Friday, March 5, 2010

Crock-Pot Cacciatore

Yes, I am still having fun playing with my Crock-pot. This time I went for a classic Italian dish: chicken cacciatore. I've only made it a couple of times the traditional way, but thought it would be perfect to try in a slow cooker. I was right.

It still requires a bit of stove-top prep time, but I think it's an important part of process to maximize flavor. And while my mother-in-law's chicken cacciatore still reigns supreme, this is a good contender for second place.
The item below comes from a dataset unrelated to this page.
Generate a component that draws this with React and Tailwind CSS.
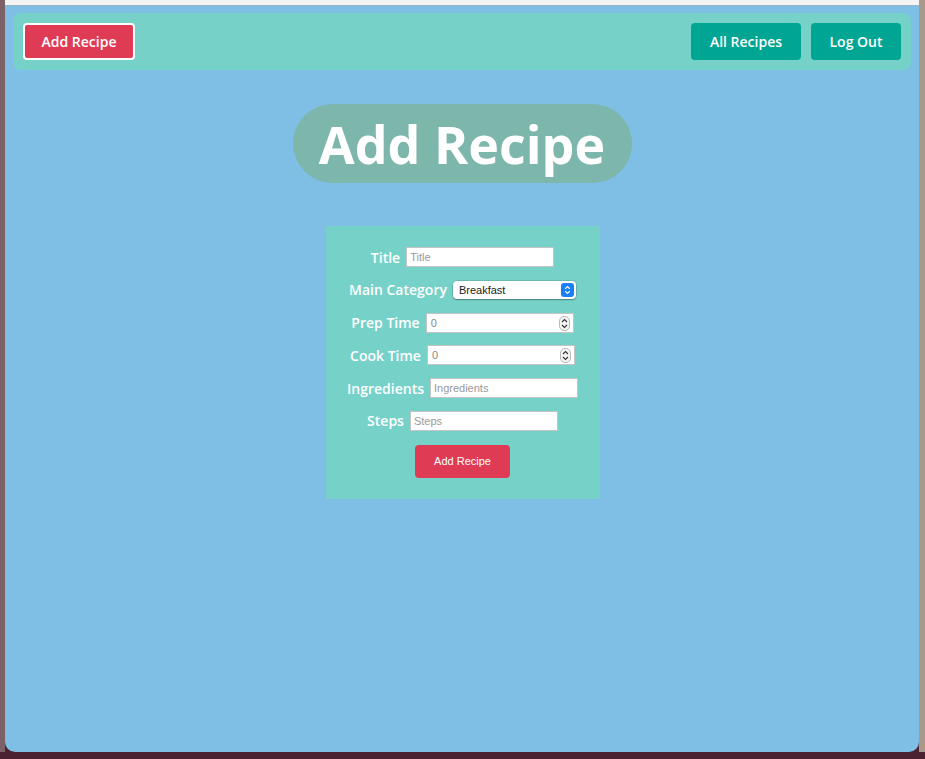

Crock-Pot Chicken Cacciatore
Serves 4

Ingredients
  • 1-2 pounds of chicken pieces (I used all thighs)
  • 2 tablespoons extra virgin olive oil
  • 3 garlic cloves, minced
  • 1 medium onion, sliced into half moons
  • 2 carrots, sliced into thin rounds
  • 2 tablespoons flour
  • 3/4 cup red wine
  • 28 oz. crushed tomatoes
  • 1/2 teaspoon dried oregano
  • 2 cups frozen peas, thawed
  • Salt & pepper (to taste)
Directions
  1. Pat the chicken pieces dry and season with salt and pepper.
  2. Heat the olive oil in a large pan over medium heat.
  3. Add the chicken to the pan skin side down and cook until nicely browned. Turn the pieces over and brown on the other side.
  4. Once nicely browned, remove the pan from the heat, and place the chicken in the Crock-pot.
  5. Keep about 2 tablespoons of the chicken fat in the pan, pour off the rest.
  6. Return the pan to the heat and add the onions, garlic and carrots. Season with salt and pepper. Cook until onions get slightly translucent.
  7. Sprinkle the flour over the veggies. Cook, stirring constantly, for 1 to 2 minutes.
  8. Add the red wine and bring it to a simmer, scraping the bottom of the pan.
  9. Add the crushed tomatoes and oregano. Bring it all back to a simmer.
  10. Remove from heat and pour over the chicken in the Crock-Pot.
  11. Stir in the thawed peas.
  12. Cover and cook on low for 6 hours or until the chicken is falling off the bone.
Alternative
  • It seems every region of Italy has its own version of this hunter's style chicken. My grandmother did it in more of brown sauce while some cooks use only mushrooms and no other veggies. My husband grew up with carrots and peas in his cacciatore so that's how I do it. Have fun with it. It's all delicious.